Exercise instructions: In the listing below, find every line with the string "page" and pull it out.

━━━━━━━━━━

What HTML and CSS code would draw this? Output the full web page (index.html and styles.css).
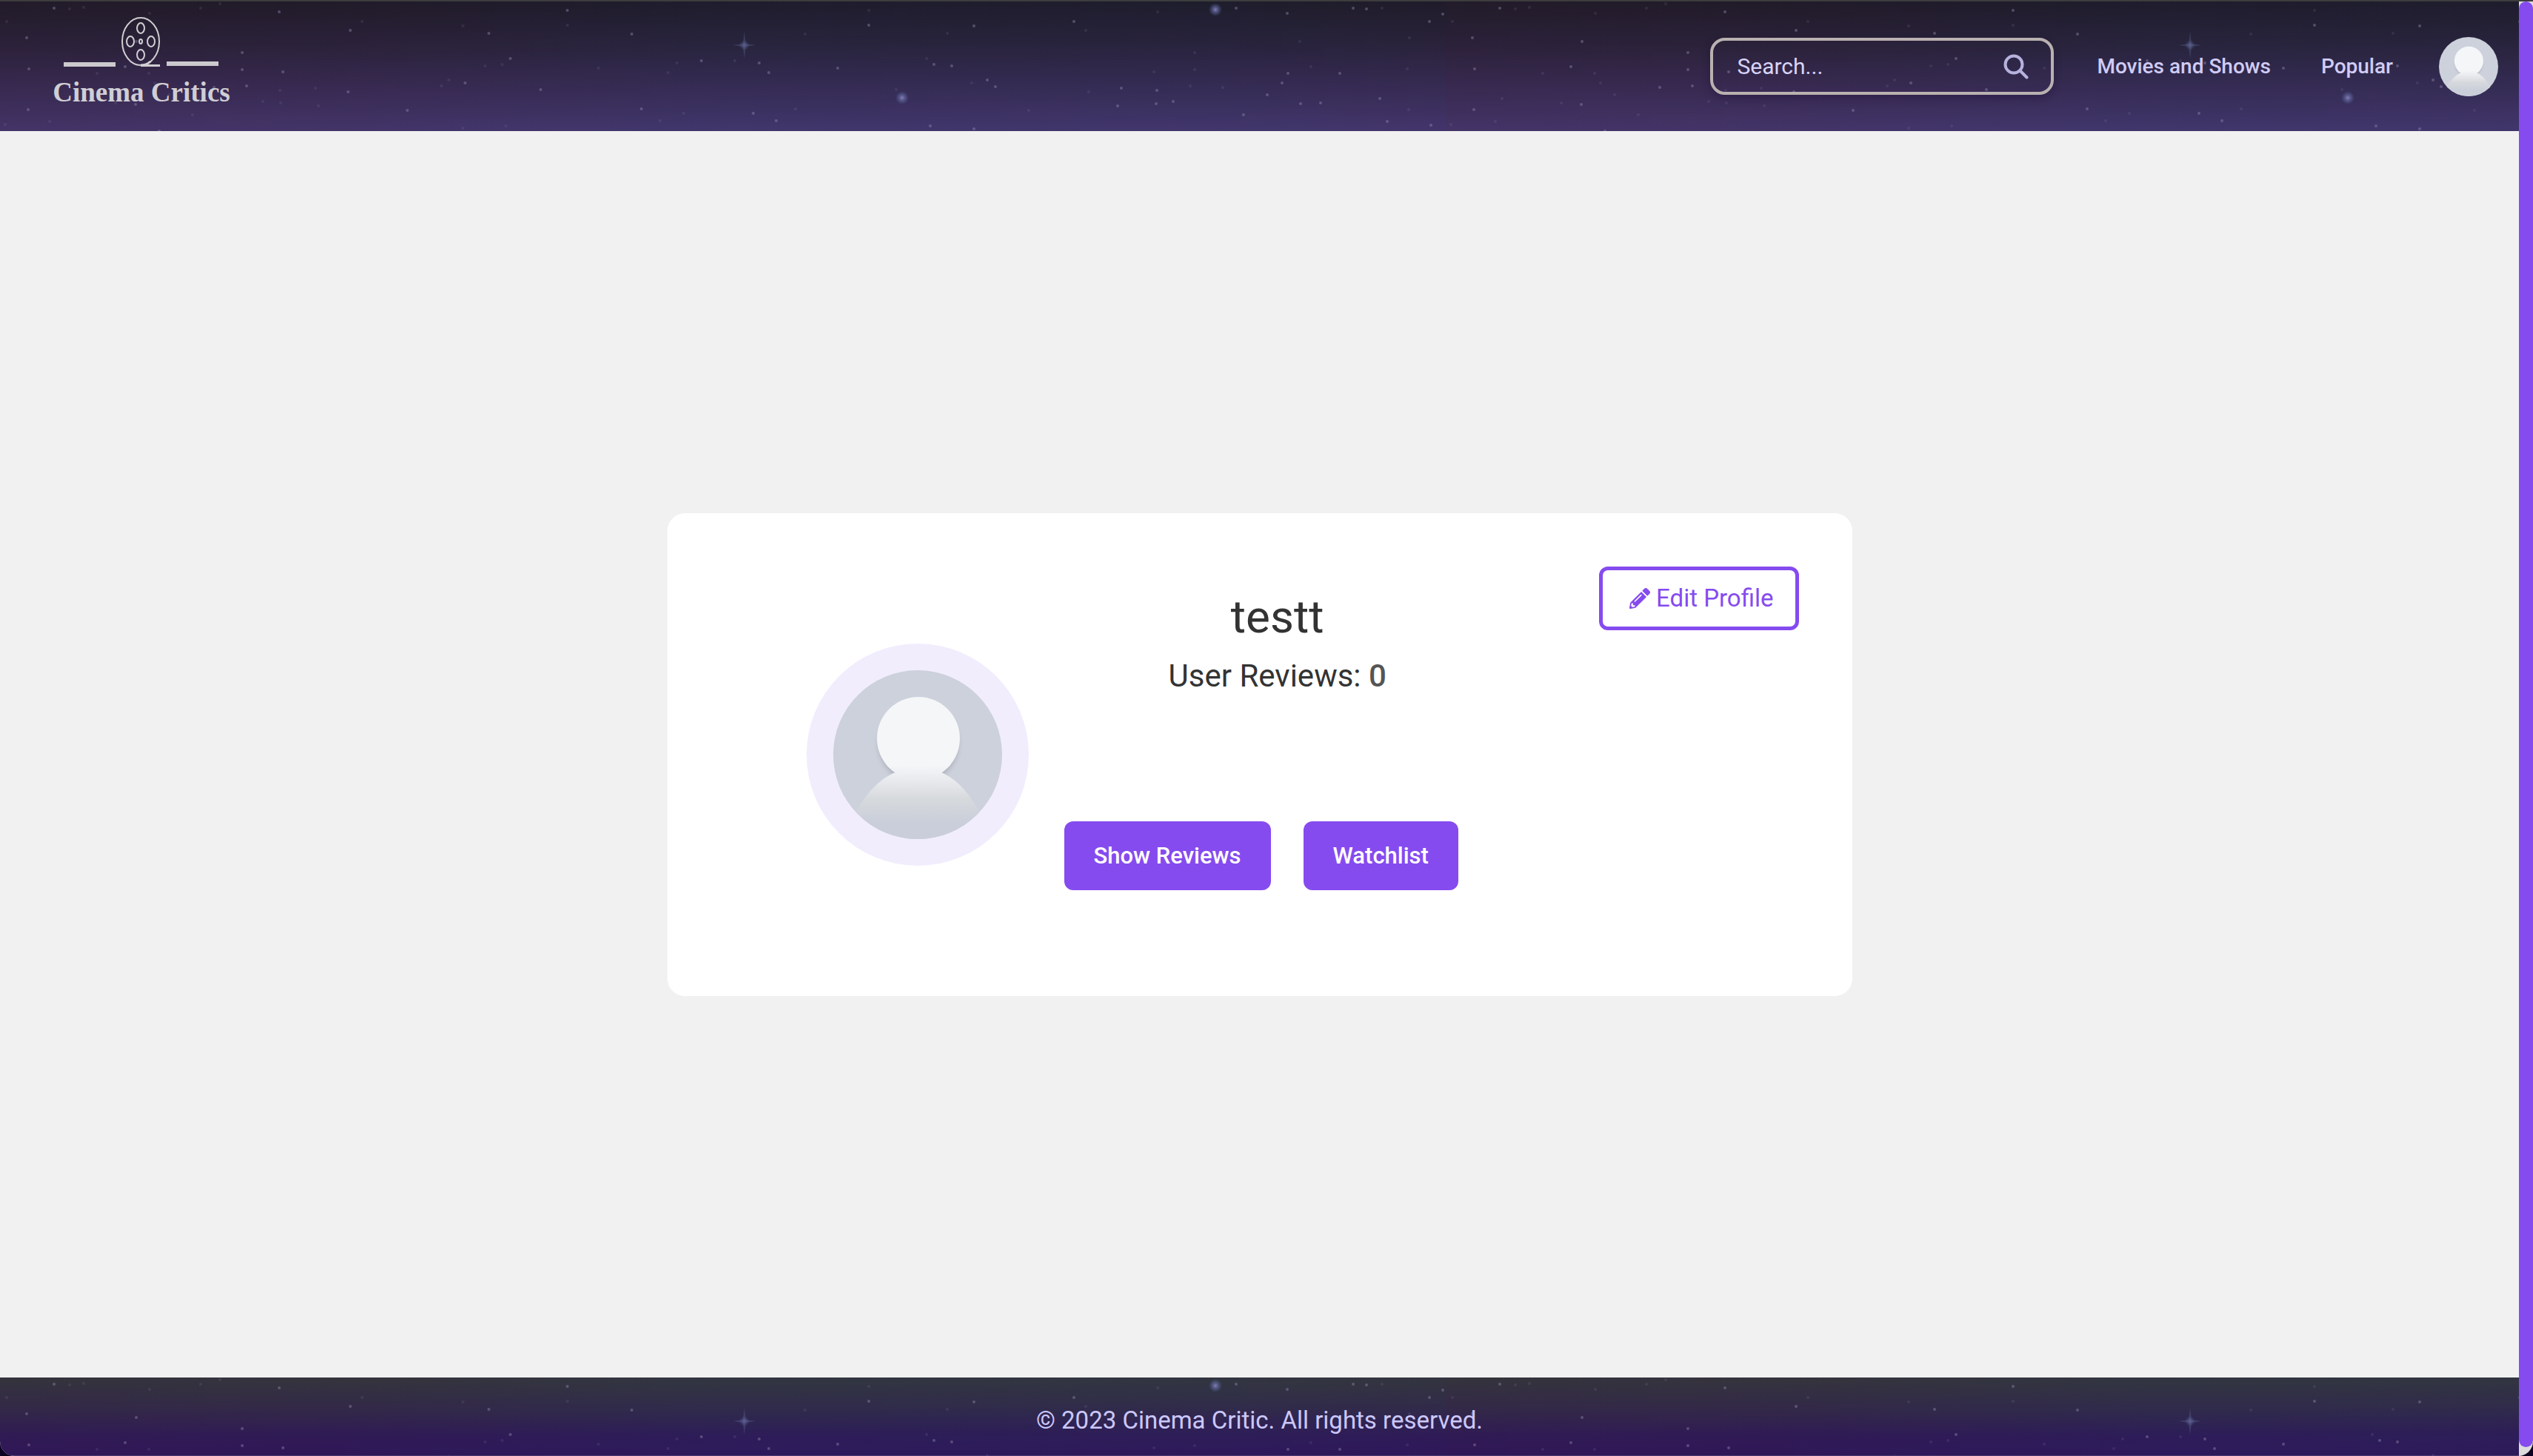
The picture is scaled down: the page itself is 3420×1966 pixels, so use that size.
FILE: index.html
```html
<!DOCTYPE html>
<html lang="en">
<head>
<meta charset="utf-8">
<title>Cinema Critics</title>
<link rel="stylesheet" href="styles.css">
</head>
<body>
<div class="window">
  <div class="page">
    <header class="header">
      <svg class="sky" aria-hidden="true">
        <defs>
          <radialGradient id="glow">
            <stop offset="0" stop-color="#8d84b4" stop-opacity=".95"/>
            <stop offset=".35" stop-color="#6d6ca8" stop-opacity=".7"/>
            <stop offset="1" stop-color="#4a6a98" stop-opacity="0"/>
          </radialGradient>
          <linearGradient id="tint">
            <stop offset="0" stop-color="#4a1828" stop-opacity=".08"/>
            <stop offset=".25" stop-color="#4a1828" stop-opacity=".06"/>
            <stop offset=".5" stop-color="#203c60" stop-opacity=".06"/>
            <stop offset=".85" stop-color="#203c60" stop-opacity=".05"/>
            <stop offset="1" stop-color="#402848" stop-opacity=".03"/>
          </linearGradient>
          <pattern id="stars" width="1952" height="1200" patternUnits="userSpaceOnUse">
            <rect width="1952" height="1200" fill="url(#tint)"/>
            <path class="star-faint" d="M94 10h0M113 8h0M297 3h0M271 9h0M9 27h0M202 16h0M489 27h0M625 33h0M766 32h0M1087 44h0M678 85h0M655 87h0M914 83h0M992 80h0M808 90h0M902 96h0M131 97h0M201 97h0M606 106h0M596 114h0M378 120h0M426 117h0M355 135h0M379 137h0M430 141h0M67 162h0M7 166h0M260 153h0M625 171h0M683 168h0M923 151h0M891 161h0M1074 145h0M1173 12h0M1279 43h0M1466 39h0M1563 14h0M1866 9h0M1903 49h0M1755 54h0M1613 69h0M1613 92h0M1558 95h0M1251 77h0M1312 110h0M1210 119h0M1389 147h0M1470 122h0M1607 114h0M1651 116h0M1770 88h0M1900 91h0M1902 146h0M209 110h0M228 126h0M156 137h0M76 131h0"/>
            <path class="star-bright" d="M73 9h0M377 14h0M766 12h0M473 39h0M660 43h0M853 44h0M36 49h0M184 54h0M327 69h0M689 77h0M947 80h0M1025 83h0M1038 96h0M1131 90h0M39 91h0M169 88h0M327 92h0M382 95h0M333 114h0M628 110h0M730 119h0M470 122h0M550 147h0M38 146h0M183 139h0M215 175h0M866 145h0M1017 151h0M1048 161h0M1173 32h0M1315 33h0M1450 27h0M1669 9h0M1738 16h0M1827 9h0M1845 10h0M1948 17h0M1930 27h0M1261 85h0M1285 87h0M1333 106h0M1344 115h0M1514 117h0M1562 120h0M1509 141h0M1561 138h0M1584 135h0M1679 153h0M1711 126h0M1731 110h0M1739 97h0M1809 97h0M1756 138h0M1783 137h0M1863 131h0M1873 162h0M1932 167h0M1256 168h0M1315 172h0M289 116h0"/>
            <circle cx="1218" cy="130" r="9" fill="url(#glow)"/>
            <circle cx="1641" cy="11" r="9" fill="url(#glow)"/>
            <circle cx="1005" cy="59" r="7" fill="url(#glow)" fill-opacity=".6"/>
            <path fill="#65709c" fill-opacity=".3" d="M1005 41l2 16 13 2-13 2-2 16-2-16-13-2 13-2z"/>
          </pattern>
        </defs>
        <rect width="100%" height="100%" fill="url(#stars)"/>
      </svg>
      <a class="logo" href="#" aria-label="Cinema Critics">
        <svg viewBox="0 0 240 137" width="240" height="137">
          <g fill="none" stroke="#d0ced2" stroke-width="2">
            <ellipse cx="119" cy="35" rx="25" ry="32"/>
            <ellipse cx="119" cy="17" rx="5" ry="7"/>
            <ellipse cx="119" cy="53" rx="5" ry="7"/>
            <ellipse cx="105" cy="35" rx="5" ry="7"/>
            <ellipse cx="133" cy="35" rx="5" ry="7"/>
            <ellipse cx="119" cy="35" rx="2" ry="3"/>
            <path d="M119 67.500h26M119 67q8 0 13-5" stroke-width="3"/>
          </g>
          <path fill="#cccacd" d="M15 63h70v6H15zM154 62h70v6h-70z"/>
          <text class="logo-text" x="120" y="116" text-anchor="middle">Cinema Critics</text>
        </svg>
      </a>
      <form class="search">
        <input class="search-input" type="text" placeholder="Search..." aria-label="Search">
        <button class="search-button" type="button" aria-label="Submit search">
          <svg viewBox="0 0 34 34" width="34" height="34" fill="none" stroke="#b7b2dd" stroke-width="4" stroke-linecap="round"><circle cx="14" cy="14" r="11.500"/><path d="M22.500 22.500l9 9"/></svg>
        </button>
      </form>
      <nav class="nav">
        <a class="nav-link" href="#">Movies and Shows</a>
        <a class="nav-link" href="#">Popular</a>
      </nav>
      <a class="account" href="#" aria-label="Profile">
        <svg class="portrait" viewBox="0 0 228 228">
          <defs>
            <linearGradient id="body" gradientUnits="userSpaceOnUse" x1="0" y1="128" x2="0" y2="206">
              <stop offset="0" stop-color="#f4f6f8"/>
              <stop offset=".3" stop-color="#e7e8ec"/>
              <stop offset=".6" stop-color="#d6d9dc"/>
              <stop offset="1" stop-color="#caceda"/>
            </linearGradient>
            <radialGradient id="shade">
              <stop offset=".8" stop-color="#a3a7b3" stop-opacity=".85"/>
              <stop offset="1" stop-color="#ccd1dc" stop-opacity="0"/>
            </radialGradient>
            <clipPath id="round"><circle cx="114" cy="114" r="114"/></clipPath>
            <clipPath id="neck"><circle cx="115" cy="92" r="56"/></clipPath>
          </defs>
          <g clip-path="url(#round)">
            <rect width="228" height="228" fill="#ccd1dc"/>
            <circle cx="115" cy="99" r="62" fill="url(#shade)"/>
            <path fill="url(#body)" d="M26 200C46 160 70 143 84 138L115 122 146 138C166 147 184 164 202 200V228H26z"/>
            <circle cx="115" cy="92" r="56" fill="#f4f6f8"/>
            <path fill="url(#body)" d="M72 128H158V148H72z" clip-path="url(#neck)"/>
          </g>
        </svg>
      </a>
    </header>

    <main class="main">
      <section class="card">
        <div class="avatar"><svg class="portrait" viewBox="0 0 228 228" aria-hidden="true">
          <g clip-path="url(#round)">
            <rect width="228" height="228" fill="#ccd1dc"/>
            <circle cx="115" cy="99" r="62" fill="url(#shade)"/>
            <path fill="url(#body)" d="M26 200C46 160 70 143 84 138L115 122 146 138C166 147 184 164 202 200V228H26z"/>
            <circle cx="115" cy="92" r="56" fill="#f4f6f8"/>
            <path fill="url(#body)" d="M72 128H158V148H72z" clip-path="url(#neck)"/>
          </g>
        </svg></div>
        <div class="info">
          <h1 class="name">testt</h1>
          <p class="reviews">User Reviews: <span class="count">0</span></p>
          <div class="actions">
            <button class="button" type="button">Show Reviews</button>
            <button class="button" type="button">Watchlist</button>
          </div>
        </div>
        <button class="edit" type="button">
          <svg viewBox="0 0 512 512" width="28" height="28" fill="currentColor"><path d="M498 142l-46 46c-5 5-12 5-17 0L324 77c-5-5-5-12 0-17l46-46c19-19 49-19 68 0l60 60c19 19 19 49 0 68zm-214-42L22 362 0 484c-3 16 12 30 28 28l122-22 262-262c5-5 5-12 0-17L301 100c-4-5-12-5-17 0zM124 340c-5-5-5-14 0-20l154-154c6-5 15-5 20 0s5 14 0 20L144 340c-6 5-15 5-20 0zm-36 84h48v36l-65 12-31-31 12-65h36v48z"/></svg>
          Edit Profile
        </button>
      </section>
    </main>

    <footer class="footer">
      <svg class="sky" aria-hidden="true"><rect width="100%" height="100%" fill="url(#stars)"/></svg>
      <p class="copyright">© 2023 Cinema Critic. All rights reserved.</p>
    </footer>
  </div>
  <div class="scrollbar"><div class="thumb"></div></div>
</div>
</body>
</html>
```
FILE: styles.css
```css
* { box-sizing: border-box; }

body {
  margin: 0;
  background: #0d0322;
  font-family: Roboto, "Liberation Sans", sans-serif;
  font-weight: 400;
}

h1, p { margin: 0; font-weight: inherit; }
a { color: inherit; text-decoration: none; }
button, input { font: inherit; }
svg { display: block; }

.window {
  display: flex;
  min-height: 100vh;
  border-top: 2px solid #3d3c3d;
  border-radius: 0 0 20px 20px;
  overflow: hidden;
}

.page {
  flex: 1;
  display: flex;
  flex-direction: column;
  background: #f1f1f1;
}

.sky {
  position: absolute;
  inset: 0;
  width: 100%;
  height: 100%;
  z-index: -1;
}

.star-faint, .star-bright {
  fill: none;
  stroke: #8f86ac;
  stroke-linecap: round;
}
.star-faint { stroke-width: 4px; stroke-opacity: .15; }
.star-bright { stroke-width: 4px; stroke-opacity: .45; }

/* header */
.header {
  position: relative;
  isolation: isolate;
  display: flex;
  align-items: center;
  min-height: 175px;
  padding: 0 28px 0 71px;
  background: linear-gradient(#1e1b29, #28223a 32%, #34294f 60%, #43366d);
  color: #d0ccf5;
}

.logo { margin-right: auto; }
.logo-text {
  font: bold 37px "Liberation Serif", serif;
  fill: #d0ced4;
}

.search {
  display: flex;
  align-items: center;
  width: 464px;
  height: 77px;
  padding: 0 30px 0 32px;
  border: 4px solid #b9b1b0;
  border-radius: 20px;
  box-shadow: 0 4px 12px rgba(20, 10, 40, .3);
}
.search-input {
  flex: 1;
  min-width: 0;
  padding: 0;
  border: 0;
  outline: 0;
  background: none;
  color: inherit;
  font-size: 30px;
}
.search-input::placeholder { color: #d8d4f8; opacity: 1; }
.search-button { padding: 0; border: 0; background: none; }

.nav {
  display: flex;
  gap: 68px;
  margin: 0 62px 0 58px;
  font-size: 28px;
  font-weight: 500;
}

.account { width: 80px; }
.portrait { width: 100%; }

/* profile card */
.main {
  flex: 1;
  display: grid;
  place-items: center;
}

.card {
  display: flex;
  align-items: center;
  width: 1600px;
  max-width: 100%;
  min-height: 652px;
  padding: 72px;
  border-radius: 24px;
  background: #fff;
  color: #333;
}

.avatar {
  width: 300px;
  margin-left: 116px;
  padding: 36px;
  border-radius: 50%;
  background: #f1edfd;
}

.info {
  align-self: flex-start;
  margin-left: 48px;
  padding-top: 32px;
  text-align: center;
}
.name { font-size: 62px; line-height: 72px; }
.reviews { margin-top: 20px; font-size: 42px; line-height: 48px; }
.count { color: #555; font-weight: 500; }

.actions { display: flex; margin-top: 172px; }
.button {
  height: 93px;
  margin-right: 44px;
  padding: 0 40px;
  border: 0;
  border-radius: 12px;
  background: #854bef;
  color: #fff;
  font-size: 31px;
  font-weight: 500;
}

.edit {
  display: flex;
  align-items: center;
  align-self: flex-start;
  gap: 8px;
  height: 86px;
  margin-left: auto;
  padding: 0 29px 0 36px;
  border: 5px solid #854bef;
  border-radius: 12px;
  background: #fff;
  color: #854bef;
  font-size: 33px;
}

/* footer */
.footer {
  position: relative;
  isolation: isolate;
  display: grid;
  place-items: center;
  min-height: 106px;
  padding-top: 10px;
  border-bottom: 1px solid #4a3a70;
  background: linear-gradient(#33363e, #312a4a 40%, #2e1b58 75%, #2e175b);
  color: #ccc8fa;
}
.copyright { font-size: 33px; line-height: 40px; }

/* scrollbar track and thumb */
.scrollbar {
  display: flex;
  width: 19px;
  padding-bottom: 12px;
  background: #dcdcdc;
}
.thumb { flex: 1; border-radius: 10px; background: #854bef; }
```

━━━━━━━━━━

Answer to this exercise:
What HTML and CSS code would draw this? Output the full web page (index.html and styles.css).
The picture is scaled down: the page itself is 3420×1966 pixels, so use that size.
  <div class="page">
.page {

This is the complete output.